- [Stored rows]:
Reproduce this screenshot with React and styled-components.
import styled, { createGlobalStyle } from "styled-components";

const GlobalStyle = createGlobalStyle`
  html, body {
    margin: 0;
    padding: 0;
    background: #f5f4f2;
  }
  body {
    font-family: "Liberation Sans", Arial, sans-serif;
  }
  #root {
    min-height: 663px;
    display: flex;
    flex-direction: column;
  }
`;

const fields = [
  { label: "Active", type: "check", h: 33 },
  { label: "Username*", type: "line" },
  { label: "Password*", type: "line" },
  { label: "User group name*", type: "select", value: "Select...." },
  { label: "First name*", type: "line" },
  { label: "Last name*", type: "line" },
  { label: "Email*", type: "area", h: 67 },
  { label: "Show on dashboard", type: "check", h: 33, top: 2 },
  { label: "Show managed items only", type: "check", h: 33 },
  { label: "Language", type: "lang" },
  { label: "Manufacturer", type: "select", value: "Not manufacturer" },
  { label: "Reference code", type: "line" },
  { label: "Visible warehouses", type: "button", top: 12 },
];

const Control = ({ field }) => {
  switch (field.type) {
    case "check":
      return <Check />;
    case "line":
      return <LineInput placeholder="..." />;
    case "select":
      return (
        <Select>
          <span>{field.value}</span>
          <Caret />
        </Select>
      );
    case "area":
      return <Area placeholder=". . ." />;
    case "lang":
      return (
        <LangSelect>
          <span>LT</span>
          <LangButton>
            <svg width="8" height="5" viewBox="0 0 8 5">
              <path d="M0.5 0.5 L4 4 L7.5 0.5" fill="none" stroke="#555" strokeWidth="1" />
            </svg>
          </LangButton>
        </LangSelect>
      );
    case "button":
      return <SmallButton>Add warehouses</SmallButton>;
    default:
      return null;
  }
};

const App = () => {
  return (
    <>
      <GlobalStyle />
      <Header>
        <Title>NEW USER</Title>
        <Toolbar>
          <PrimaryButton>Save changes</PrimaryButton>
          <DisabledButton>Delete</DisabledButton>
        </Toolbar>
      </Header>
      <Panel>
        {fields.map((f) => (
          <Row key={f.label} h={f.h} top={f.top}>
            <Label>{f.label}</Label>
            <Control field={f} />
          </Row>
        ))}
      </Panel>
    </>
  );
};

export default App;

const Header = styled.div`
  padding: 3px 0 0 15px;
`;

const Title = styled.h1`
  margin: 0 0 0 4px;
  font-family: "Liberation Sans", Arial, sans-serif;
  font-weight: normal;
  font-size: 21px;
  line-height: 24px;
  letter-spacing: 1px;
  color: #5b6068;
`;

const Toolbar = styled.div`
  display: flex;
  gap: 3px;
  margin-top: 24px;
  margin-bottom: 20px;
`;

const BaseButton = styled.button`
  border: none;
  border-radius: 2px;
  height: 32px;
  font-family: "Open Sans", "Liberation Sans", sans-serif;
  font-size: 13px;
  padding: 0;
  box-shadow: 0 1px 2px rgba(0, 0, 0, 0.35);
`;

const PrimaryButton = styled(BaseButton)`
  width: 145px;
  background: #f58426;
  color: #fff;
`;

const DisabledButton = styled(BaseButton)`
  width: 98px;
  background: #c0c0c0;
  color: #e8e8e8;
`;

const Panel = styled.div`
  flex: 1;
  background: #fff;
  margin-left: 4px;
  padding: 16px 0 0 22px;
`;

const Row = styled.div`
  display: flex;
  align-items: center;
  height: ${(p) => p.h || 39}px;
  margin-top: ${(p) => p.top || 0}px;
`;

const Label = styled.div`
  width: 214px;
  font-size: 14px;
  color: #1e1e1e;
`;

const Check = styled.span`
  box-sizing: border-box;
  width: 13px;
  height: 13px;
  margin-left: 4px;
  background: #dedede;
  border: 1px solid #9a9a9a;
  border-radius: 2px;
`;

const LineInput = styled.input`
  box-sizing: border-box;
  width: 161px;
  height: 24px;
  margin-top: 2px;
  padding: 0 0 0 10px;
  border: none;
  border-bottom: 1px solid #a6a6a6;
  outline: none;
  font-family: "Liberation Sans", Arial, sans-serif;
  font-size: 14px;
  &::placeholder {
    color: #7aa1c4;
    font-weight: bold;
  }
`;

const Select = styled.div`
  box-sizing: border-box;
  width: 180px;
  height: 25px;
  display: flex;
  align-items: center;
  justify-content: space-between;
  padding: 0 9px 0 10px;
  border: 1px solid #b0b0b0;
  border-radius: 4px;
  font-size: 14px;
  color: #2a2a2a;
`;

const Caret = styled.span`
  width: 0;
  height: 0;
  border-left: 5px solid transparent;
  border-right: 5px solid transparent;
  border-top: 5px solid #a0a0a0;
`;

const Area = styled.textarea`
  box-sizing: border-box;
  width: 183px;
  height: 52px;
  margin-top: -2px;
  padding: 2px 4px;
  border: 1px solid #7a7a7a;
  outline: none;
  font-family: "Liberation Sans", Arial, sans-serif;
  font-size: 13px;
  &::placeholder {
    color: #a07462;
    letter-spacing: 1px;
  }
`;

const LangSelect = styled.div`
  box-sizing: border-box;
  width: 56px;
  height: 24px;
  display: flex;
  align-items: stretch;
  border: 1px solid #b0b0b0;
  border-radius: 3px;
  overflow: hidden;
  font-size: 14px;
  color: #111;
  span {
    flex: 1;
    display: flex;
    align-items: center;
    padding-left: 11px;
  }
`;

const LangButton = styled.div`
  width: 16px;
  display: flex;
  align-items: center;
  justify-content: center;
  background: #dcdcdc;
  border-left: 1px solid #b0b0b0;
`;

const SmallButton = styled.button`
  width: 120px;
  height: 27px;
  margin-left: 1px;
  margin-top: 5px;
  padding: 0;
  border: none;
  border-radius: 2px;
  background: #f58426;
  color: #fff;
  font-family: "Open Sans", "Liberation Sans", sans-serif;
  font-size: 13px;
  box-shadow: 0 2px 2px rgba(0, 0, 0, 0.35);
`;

==

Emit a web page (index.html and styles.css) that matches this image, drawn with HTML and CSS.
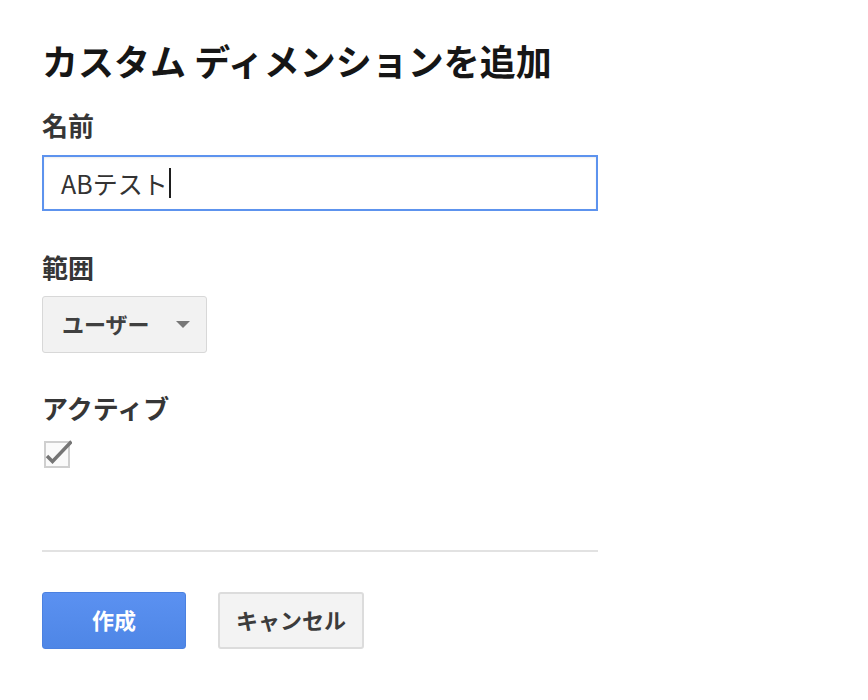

- [Objective]:
Return every line from the records above that holds the word "this".

- [Answer to the task]:
Reproduce this screenshot with React and styled-components.
Emit a web page (index.html and styles.css) that matches this image, drawn with HTML and CSS.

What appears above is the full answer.